A strange subconscious part of me had some weird hope that seeing the fuel tank would make me better understand Amundsen in a way. As if it were a last letter or photograph from which some secret could be gleaned. I wanted to look at it and gain some sort of insight. I did not. My overwhelming sense was just how impenetrable it was, how anonymous. How...useless. And because it was useless, it only drove home the unsolvable mystery of Amundsen’s disappearance. We will have no grand final words. The final photograph is a blurry shot of a man in a hurry, doing up his coat buttons and vaguely frowning.
I did not find the fuel tank beautiful or particularly interesting to look at. It didn’t help me better understand the way a Latham flying boat operates, nor did it lend me any new perspective or knowledge on Roald Amundsen or his death. If it were to cease being an artefact, it would not be useful. It would be scrap. And, as I’m sure the rambly, confused words you have just read indicate, I can’t even quite articulate why it felt so important, for all I was assembling meaning just as fast as my overtaxed neurons could fire.
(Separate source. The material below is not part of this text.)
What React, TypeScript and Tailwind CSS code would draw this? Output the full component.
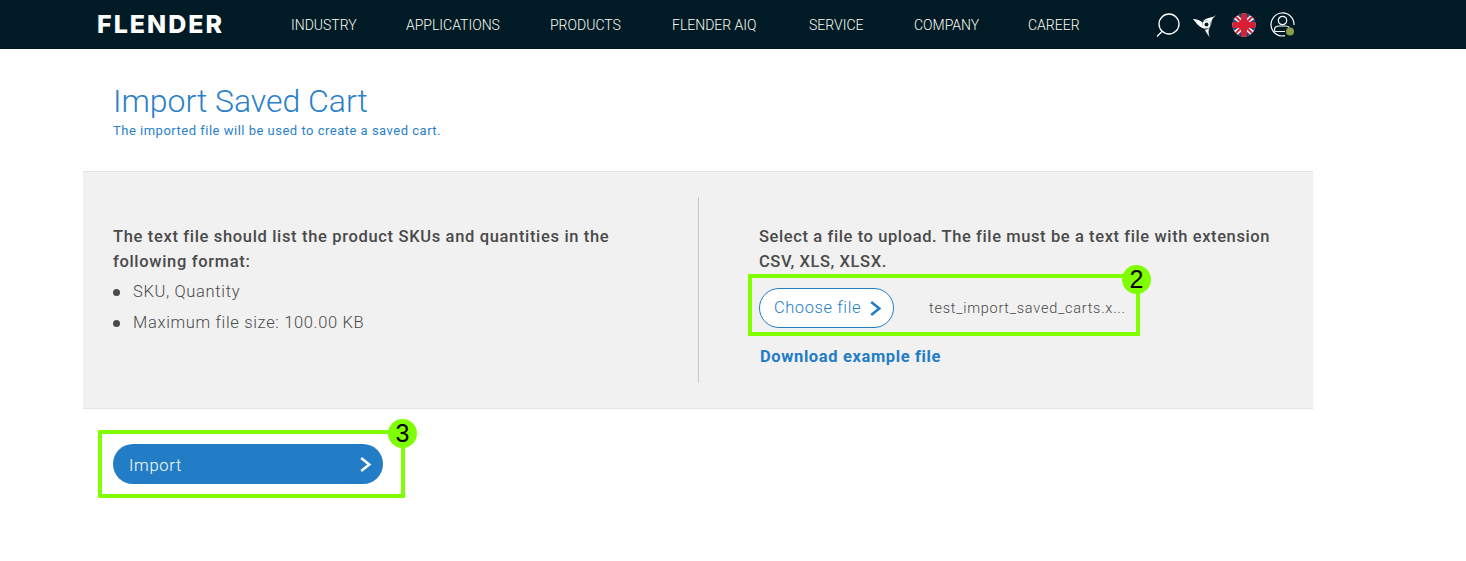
const navItems = [
  { label: "INDUSTRY", width: "w-[65px]" },
  { label: "APPLICATIONS", width: "w-[94px]" },
  { label: "PRODUCTS", width: "w-[72px]" },
  { label: "FLENDER AIQ", width: "w-[87px]" },
  { label: "SERVICE", width: "w-[55px]" },
  { label: "COMPANY", width: "w-[64px]" },
  { label: "CAREER", width: "w-[52px]" },
];

const Badge = ({ n, className }: { n: string; className: string }) => (
  <span className={`absolute flex h-[29px] w-[29px] items-center justify-center rounded-full bg-[#7fff00] text-[25px] leading-none text-black font-['Liberation_Sans',sans-serif] ${className}`}>
    {n}
  </span>
);

const Chevron = ({ className }: { className: string }) => (
  <svg viewBox="0 0 12 15" fill="none" stroke="currentColor" strokeWidth="2.4" className={className}>
    <path d="M2 1.5 L9.5 7.5 L2 13.5" />
  </svg>
);

const HeaderIcons = () => (
  <div className="flex items-center">
    {/* search */}
    <svg width="24" height="26" viewBox="0 0 24 26" fill="none" stroke="white" strokeWidth="1.3">
      <circle cx="13" cy="12" r="10" />
      <path d="M6 19.5 L1 24.5" />
    </svg>
    {/* flender mark */}
    <svg width="24" height="26" viewBox="0 0 24 26" fill="white" className="ml-[13px]">
      <path d="M0 7 C4 7 7 8.5 9.5 10.5 C9 13 10.5 15.5 12.5 17 C7 16 3 11 0 7 Z" />
      <path d="M23.5 3 C19 6 14 5 9.5 9.5 C13 7.5 17.5 8 18.5 13 C18 9 19 6 23.5 3 Z" />
      <path d="M17 25.5 C15 21 15 18 17.5 14.5 C16 17 14 17.5 12 17.5 C12.5 20 15 23 17 25.5 Z" />
      <circle cx="13.5" cy="12.5" r="4" />
      <circle cx="13.5" cy="12.5" r="2" fill="#011b26" />
    </svg>
    {/* uk flag */}
    <svg width="24" height="24" viewBox="0 0 24 24" className="ml-[15px]">
      <defs>
        <clipPath id="flag">
          <circle cx="12" cy="12" r="11.5" />
        </clipPath>
      </defs>
      <g clipPath="url(#flag)">
        <rect width="24" height="24" fill="#f4f4f4" />
        <path d="M3 0 L10 0 L10 6 Z M14 0 L21 0 L14 6 Z M0 5 L6 9 L0 9 Z M24 5 L18 9 L24 9 Z M0 15 L6 15 L0 19 Z M24 15 L18 15 L24 19 Z M10 24 L3 24 L10 18 Z M14 24 L21 24 L14 18 Z" fill="#27407f" />
        <path d="M2 2 L9 9 M22 2 L15 9 M2 22 L9 15 M22 22 L15 15" stroke="#d81f36" strokeWidth="1.8" />
        <rect x="9" width="6" height="24" fill="#d81f36" />
        <rect y="9" width="24" height="6" fill="#d81f36" />
      </g>
    </svg>
    {/* account */}
    <svg width="26" height="26" viewBox="0 0 26 26" fill="none" stroke="white" strokeWidth="1.2" className="ml-[14px]">
      <path d="M15 23.7 A11.5 11.5 0 1 1 24 13" />
      <circle cx="12.5" cy="8.5" r="4.2" />
      <path d="M4.5 19.5 L4.5 17.5 C4.5 15 7 14 9.5 14 L15.5 14 C17.5 14 18.5 14.5 19.5 15.5 M4.5 19.5 L15 19.5" />
      <circle cx="20" cy="19.5" r="4" fill="#8a9f4e" stroke="none" />
    </svg>
  </div>
);

export default function App() {
  return (
    <div className="relative h-[561px] w-[1466px] overflow-hidden bg-white font-['Roboto',sans-serif] text-[#4a4a4a]">
      <header className="flex h-[49px] items-center bg-[#011b26] pl-[97px] text-white">
        <span className="w-[194px] font-['Inter',sans-serif] text-[25px] font-extrabold leading-none tracking-[2px]">FLENDER</span>
        <nav className="flex w-[865px] gap-[50px] pt-[2px] text-[14px] font-light whitespace-nowrap text-[#fbfbf0]">
          {navItems.map((item) => (
            <a key={item.label} className={item.width}>{item.label}</a>
          ))}
        </nav>
        <HeaderIcons />
      </header>

      <main className="ml-[83px] w-[1230px]">
        <div className="h-[122px] pl-[30px] pt-[32px] text-[#2a7fc9]">
          <h1 className="text-[32px] font-light leading-[40px] tracking-[-0.03px]">Import Saved Cart</h1>
          <p className="mt-px text-[13px] leading-[18px] tracking-[0.5px]">The imported file will be used to create a saved cart.</p>
        </div>

        <section className="flex h-[238px] border-y border-[#e2e2e2] bg-[#f1f1f1] py-[25px]">
          <div className="w-[616px] border-r border-[#c9c9c9] pl-[30px] pt-[27px]">
            <p className="w-[510px] text-[16.5px] font-medium leading-[25px] tracking-[0.66px]">
              The text file should list the product SKUs and quantities in the following format:
            </p>
            <ul className="mt-[3px] text-[16.5px] font-light tracking-[0.66px]">
              <li className="flex h-[31px] items-center gap-[13px]">
                <span className="h-[7px] w-[7px] rounded-full bg-[#4a4a4a]" />
                SKU, Quantity
              </li>
              <li className="flex h-[31px] items-center gap-[13px]">
                <span className="h-[7px] w-[7px] rounded-full bg-[#4a4a4a]" />
                Maximum file size: 100.00 KB
              </li>
            </ul>
          </div>
          <div className="pl-[60px] pt-[27px]">
            <p className="w-[520px] text-[16.5px] font-medium leading-[25px] tracking-[0.6px]">
              Select a file to upload. The file must be a text file with extension CSV, XLS, XLSX.
            </p>
            <div className="mt-[14px] flex items-center">
              <button className="flex h-[40px] w-[135px] items-center justify-center gap-[8px] rounded-full border border-[#237dc6] bg-white pl-[3px] text-[16.5px] font-light tracking-[0.6px] text-[#237dc6]">
                Choose file
                <Chevron className="h-[17px] w-[13px]" />
              </button>
              <span className="ml-[35px] pt-[2px] text-[14.5px] font-light tracking-[0.74px]">test_import_saved_carts.x...</span>
            </div>
            <a className="ml-px mt-[17px] block text-[16.5px] font-bold leading-[24px] tracking-[0.62px] text-[#237dc6]">Download example file</a>
          </div>
        </section>

        <button className="ml-[30px] mt-[35px] flex h-[40px] w-[270px] items-center justify-between rounded-full bg-[#237dc6] pl-[16px] pr-[11px] text-[16.5px] font-light tracking-[0.7px] text-white">
          <span className="pt-[4px]">Import</span>
          <Chevron className="h-[17px] w-[13px]" />
        </button>
      </main>

      {/* annotation overlays */}
      <div className="absolute left-[748px] top-[274px] h-[62px] w-[392px] border-4 border-[#7fff00]" />
      <Badge n="2" className="left-[1122px] top-[265px]" />
      <div className="absolute left-[98px] top-[430px] h-[68px] w-[307px] border-4 border-[#7fff00]" />
      <Badge n="3" className="left-[388px] top-[419px]" />
    </div>
  );
}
All the same. If you happen to take a trip up to Tromsø, try not to accidentally kick the big grey metal signifier on the ground upstairs. It might not damage it or affect our understanding of history in any way, but something about it just makes me wince regardless.
Eee what a brilliant read, thank u for sharing!! I love to think about museums and I love to hear you think about museums!! Two quick wonderings: 1. Can an artefact ever stop being an artefact? 2. I wonder if the functional objects still do carry emotional weight, in the sense that we imagine how they were used but also who used them (like Wuzzles sextant - does use add weight, or does the weight remain separately assured)?